Cement firms have already started to make up for the losses of previous quarters by demonstrably becoming profitable on the back of not just strong demand but also better pricing in the markets, shrunk costs and a calm control on overheads (read more: “Cement: Concrete Revival”, Mar 5, 2021).
The industry had gone through a huge expansion phase only recently which raised debt levels and was costing some companies an arm and a leg in finance costs. With policy rate down to 7 percent, the burden of that expense item also reduced.
Should demand remain persistent over the next months, the trends that led to the improvement in the financials—combined gross margins stand at 23 percent in 1HFY21 versus 8 percent in the period last year while net margins stand at 11 percent during the period against a negative 1 percent in 1HFY20—will further bolster net incomes.
Zone-wise dynamics are also crucial to note. While growth between the north and south has been uniform—firms in the south have relied more on exports than ever before and specially compared to firms in the north for whom the domestic demand recovery has cast a silver lining in times where cross border markets such as India all but closed doors to incoming cement. South’s growing export share however may not be too good for margins as cement and particularly clinker sell at a discount in markets overseas compared to the prices firms fetch at home ground.
North players on the other hand have been witnessing a marked increased in domestic markets as demand has been coming aplenty from private and public run projects. This is reflecting in the north player’s impressive growth in revenue per ton sold—going between 8-16 percent for the handful of companies.

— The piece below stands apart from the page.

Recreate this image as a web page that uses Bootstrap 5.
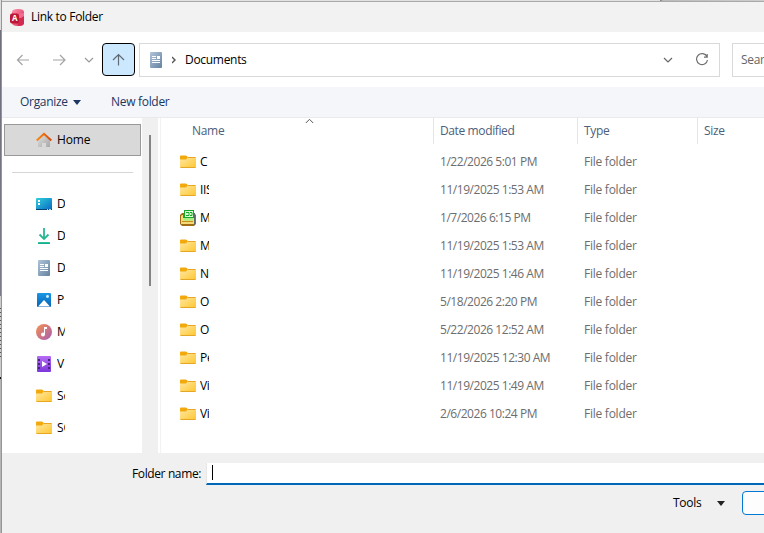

For south players, the same measure has remained muted and even negative in the cases of small firms like Power Cement. The company spent 19 percent of its revenue toward mark-up payments at a time when interest rates are low and borrowing costs are declining. New expansion had just come in for the company that caused sales to catapult but brought profits hurtling down.
Firms in the north have not much to worry about and can focus on new expansion plans (some are being financed under SBP’s TERF). With better coal inventory management, they can absorb costs more efficiently. Meanwhile, their margins would also remain robust as demand grows and price retention further improves.
Firms in the south, few and small by comparison will not be churning gold though (except for Lucky, of course). It would take housing and construction projects (whether under Naya Pakistan Housing or within the ambit of the construction package) to really get off ground in Sindh, and particularly in Karachi to substantially improve their profitability as they can divert resources inwards to supply to markets close to home that is unarguably better for both gross margins and overheads.